One-Armed Boxer”: PSA: the title injury does not occur until nearly a full hour into this 93-minute Golden Harvest martial arts extravaganza from director Jimmy Wang Yu. But that hardly matters – this is no novelty narrative anyway, but a rough, tough, occasionally grim kung fu flick that not only swipes the “Shaft” score but earns the right. The story is maddeningly generic (two rival schools break their piece of a trivial confrontation and spend the rest of the film trading injuries), but the action is breathless and brilliant; Wang Yu was one of the best directors of the period, noteworthy of the mobility of his camera and the ingenuity of his compositions, and the masterful photography and choreography of the many, many group fights remains astounding. (Includes audio commentary, archival interview, and trailer gallery.)

Highball”: So here’s a peculiar little footnote to the career of Noah Baumbach, a freewheeling single-set comedy shot in six days at the end of his “Mr.
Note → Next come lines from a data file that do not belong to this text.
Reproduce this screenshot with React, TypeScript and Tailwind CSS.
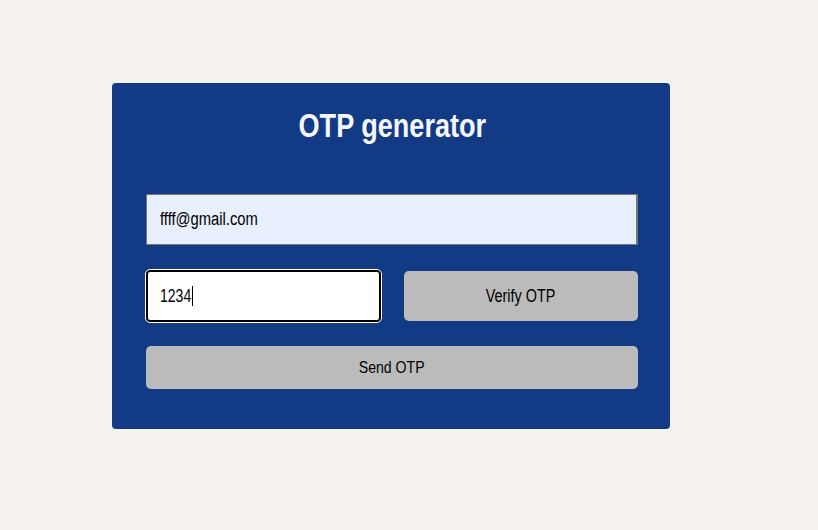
import { useState } from "react";

const font = { fontFamily: '"Liberation Sans", Arial, sans-serif' };

const App = () => {
  const [email] = useState("ffff@gmail.com");
  const [otp] = useState("1234");

  return (
    <div className="min-h-[530px] w-full bg-[#f5f1ed] pt-[83px] pl-[112px]" style={font}>
      <div className="w-[558px] rounded-[4px] bg-[#133a84] pl-[34px] pr-[32px] pt-[23px] pb-[40px]">
        {/* Title */}
        <h1 className="text-center text-[33px] font-bold leading-[40px] text-[#f4f7ff]">
          <span className="inline-block scale-x-[0.82]">OTP generator</span>
        </h1>

        {/* Email */}
        <div className="mt-[48px] flex h-[51px] items-center border border-r-2 border-[#767676] bg-[#e8f0fe] pl-[13px] text-[18px] text-black">
          <span className="inline-block origin-left scale-x-[0.82]">{email}</span>
        </div>

        {/* OTP + verify */}
        <div className="mt-[25px] grid grid-cols-2 gap-[23px]">
          <div className="flex h-[52px] items-center rounded-[4px] border-2 border-black bg-white pl-[12px] text-[18px] text-black outline outline-1 outline-white">
            <span className="inline-block w-[32px] origin-left scale-x-[0.78] whitespace-nowrap">{otp}</span>
            <span className="inline-block h-[20px] w-px bg-black" />
          </div>
          <button className="mt-px h-[50px] rounded-[5px] bg-[#bbbbbb] text-[18px] text-black">
            <span className="inline-block scale-x-[0.8]">Verify OTP</span>
          </button>
        </div>

        {/* Send */}
        <button className="mt-[24px] h-[43px] w-full rounded-[5px] bg-[#bbbbbb] text-[17px] text-black">
          <span className="inline-block scale-x-[0.83]">Send OTP</span>
        </button>
      </div>
    </div>
  );
};

export default App;
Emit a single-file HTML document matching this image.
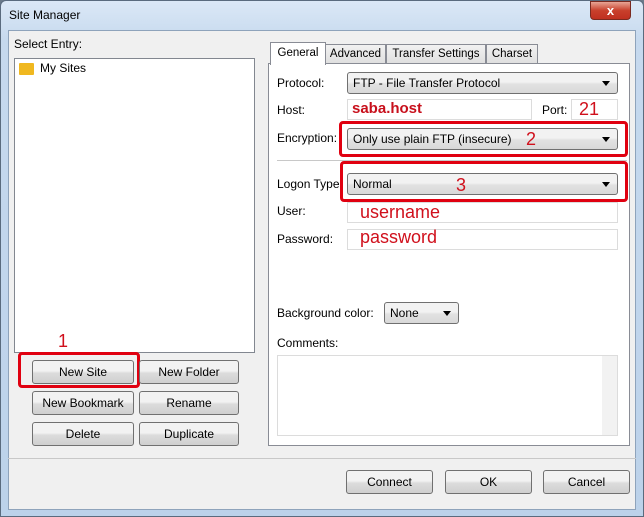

Jealousy” production, using leftover funds and a few leftover cast members. Baumbach considered the film unfinished, but his producers cut and released it anyway, so he removed his credits, and it’s always had the stink of an unauthorized bootleg – and make no mistake, it is certainly missing the technical polish and storytelling discipline of even those earliest films. But there’s something sort of endearing about its after-party nature, a rough-and-tumble Mickey-and-Judy quality (not unlike the similarly slapped-together “Blue in the Face” a couple of years earlier), and the screenplay, which Baumbach wrote with frequent star Carlos Jacottand Christopher Reed, has plenty of quotable lines. It’s undoubtedly not top-tier Baumbach, but it’s worth a look for fans. (Includes documentary and trailer.)